Further, we see potential of further research in the field of contact-induced probabilistic differences in grammatical alternations across varieties. Although previous studies have suggested a transfer of constituent order (Brunner 2014) and probabilistic weights (Rosenbach 2017), contrasting findings that show opposite patterns exist as well (Heller 2018). Further, the present study suggests that high salience of certain distinctions might already spark probabilistic differences in English, a hypothesis that remains to be tested. This might be achieved by inspecting genitive choice across a range of varieties with differing degrees of salience and different probabilistic weights of predictors like animacy and definiteness in the respective countries’ L1s.

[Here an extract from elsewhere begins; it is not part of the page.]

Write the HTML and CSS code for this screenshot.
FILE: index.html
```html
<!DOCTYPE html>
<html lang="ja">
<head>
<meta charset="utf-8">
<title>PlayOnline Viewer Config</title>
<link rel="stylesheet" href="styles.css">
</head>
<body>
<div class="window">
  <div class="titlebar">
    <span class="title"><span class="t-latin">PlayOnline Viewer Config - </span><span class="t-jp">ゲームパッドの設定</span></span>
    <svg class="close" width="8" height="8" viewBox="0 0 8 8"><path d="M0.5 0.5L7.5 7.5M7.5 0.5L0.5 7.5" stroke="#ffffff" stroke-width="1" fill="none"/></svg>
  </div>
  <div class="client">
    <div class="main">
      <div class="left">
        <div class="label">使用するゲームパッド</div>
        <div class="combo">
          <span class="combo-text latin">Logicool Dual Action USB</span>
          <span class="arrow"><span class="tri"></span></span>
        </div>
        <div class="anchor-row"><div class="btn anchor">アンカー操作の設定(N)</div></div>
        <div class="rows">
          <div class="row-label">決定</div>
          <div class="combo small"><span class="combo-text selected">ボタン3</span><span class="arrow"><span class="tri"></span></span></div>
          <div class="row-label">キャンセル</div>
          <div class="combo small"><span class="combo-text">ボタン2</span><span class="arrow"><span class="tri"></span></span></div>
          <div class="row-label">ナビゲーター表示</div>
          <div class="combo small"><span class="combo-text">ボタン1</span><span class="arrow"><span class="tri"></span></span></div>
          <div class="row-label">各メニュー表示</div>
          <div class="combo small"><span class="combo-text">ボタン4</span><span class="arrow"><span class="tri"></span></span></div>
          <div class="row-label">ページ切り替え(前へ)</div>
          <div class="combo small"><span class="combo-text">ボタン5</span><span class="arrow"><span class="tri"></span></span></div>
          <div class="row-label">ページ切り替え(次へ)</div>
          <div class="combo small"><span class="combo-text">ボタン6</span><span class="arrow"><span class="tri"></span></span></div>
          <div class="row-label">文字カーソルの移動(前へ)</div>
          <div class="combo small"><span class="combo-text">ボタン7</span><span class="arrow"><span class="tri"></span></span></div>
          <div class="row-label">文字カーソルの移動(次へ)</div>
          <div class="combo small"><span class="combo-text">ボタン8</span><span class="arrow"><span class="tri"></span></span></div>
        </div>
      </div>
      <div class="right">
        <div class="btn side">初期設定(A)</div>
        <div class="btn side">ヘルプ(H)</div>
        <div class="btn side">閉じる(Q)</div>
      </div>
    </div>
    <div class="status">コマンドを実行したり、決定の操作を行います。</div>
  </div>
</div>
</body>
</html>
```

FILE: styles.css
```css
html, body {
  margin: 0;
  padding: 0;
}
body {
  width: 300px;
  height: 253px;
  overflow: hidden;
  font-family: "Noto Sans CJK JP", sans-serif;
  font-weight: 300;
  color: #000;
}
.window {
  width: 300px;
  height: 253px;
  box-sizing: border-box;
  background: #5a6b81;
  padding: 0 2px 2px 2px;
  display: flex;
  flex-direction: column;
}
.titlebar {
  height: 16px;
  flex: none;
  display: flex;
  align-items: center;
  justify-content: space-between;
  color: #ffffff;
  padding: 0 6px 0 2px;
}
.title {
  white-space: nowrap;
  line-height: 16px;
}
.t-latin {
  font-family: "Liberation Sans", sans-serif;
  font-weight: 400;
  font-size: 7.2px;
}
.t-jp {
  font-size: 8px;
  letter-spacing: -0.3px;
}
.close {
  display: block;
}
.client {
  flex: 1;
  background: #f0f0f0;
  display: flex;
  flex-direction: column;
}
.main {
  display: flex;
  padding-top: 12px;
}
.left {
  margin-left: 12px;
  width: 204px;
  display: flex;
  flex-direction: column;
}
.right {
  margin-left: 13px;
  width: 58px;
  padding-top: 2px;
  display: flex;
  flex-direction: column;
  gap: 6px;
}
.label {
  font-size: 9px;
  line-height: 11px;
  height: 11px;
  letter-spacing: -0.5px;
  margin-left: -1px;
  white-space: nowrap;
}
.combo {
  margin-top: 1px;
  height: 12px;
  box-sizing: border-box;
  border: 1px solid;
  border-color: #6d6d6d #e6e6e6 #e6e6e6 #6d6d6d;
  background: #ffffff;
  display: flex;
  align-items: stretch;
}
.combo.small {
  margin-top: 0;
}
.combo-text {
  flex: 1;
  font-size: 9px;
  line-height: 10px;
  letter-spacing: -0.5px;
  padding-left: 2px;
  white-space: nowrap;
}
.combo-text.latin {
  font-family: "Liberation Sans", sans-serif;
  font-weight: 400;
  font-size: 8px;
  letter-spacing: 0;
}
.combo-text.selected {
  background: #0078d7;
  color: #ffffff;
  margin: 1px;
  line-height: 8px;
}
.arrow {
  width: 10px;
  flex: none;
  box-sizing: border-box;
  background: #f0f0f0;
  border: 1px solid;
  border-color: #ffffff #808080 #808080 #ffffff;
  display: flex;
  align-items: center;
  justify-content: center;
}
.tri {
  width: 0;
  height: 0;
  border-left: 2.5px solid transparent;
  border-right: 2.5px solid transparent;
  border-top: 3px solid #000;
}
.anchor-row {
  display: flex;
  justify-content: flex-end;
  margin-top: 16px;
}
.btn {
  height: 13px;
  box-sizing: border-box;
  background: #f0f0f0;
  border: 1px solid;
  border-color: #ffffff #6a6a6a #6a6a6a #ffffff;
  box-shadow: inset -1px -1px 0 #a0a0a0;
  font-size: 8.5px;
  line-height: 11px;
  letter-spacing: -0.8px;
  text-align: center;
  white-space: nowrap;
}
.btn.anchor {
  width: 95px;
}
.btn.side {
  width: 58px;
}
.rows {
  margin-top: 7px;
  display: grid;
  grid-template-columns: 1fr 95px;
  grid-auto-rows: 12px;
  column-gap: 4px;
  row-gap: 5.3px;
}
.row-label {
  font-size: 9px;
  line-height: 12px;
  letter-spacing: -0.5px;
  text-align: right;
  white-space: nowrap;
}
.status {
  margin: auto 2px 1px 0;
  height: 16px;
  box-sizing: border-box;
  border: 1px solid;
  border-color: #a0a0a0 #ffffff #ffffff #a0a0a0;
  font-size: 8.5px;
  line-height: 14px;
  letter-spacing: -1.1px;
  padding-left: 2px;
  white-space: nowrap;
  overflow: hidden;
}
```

Finally, we do feel that the statistical methodology we applied here merits more attention and future use. While mixed-effects modelling in particular has been taking much of linguistics by storm, its applicability to observational data is still often quite difficult so it is understandable that alternatives such as tree-based methods and/or random forests are becoming prominent alternatives. However, as alluded to above, if only briefly, there are scenarios in which the deceptive simplicity of these methods is counterproductive and hides some of the interesting variability in the data – exploring interactions and visualising effects are extremely rare in random-forest studies and we hope to have shown how and why this matters and what the discipline has to gain from such steps; the main effects of many phenomena are already well understood so the ability to add interactions with, for instance, speaker-level effects or other language-external factors is one of the things we need to move things to the next level.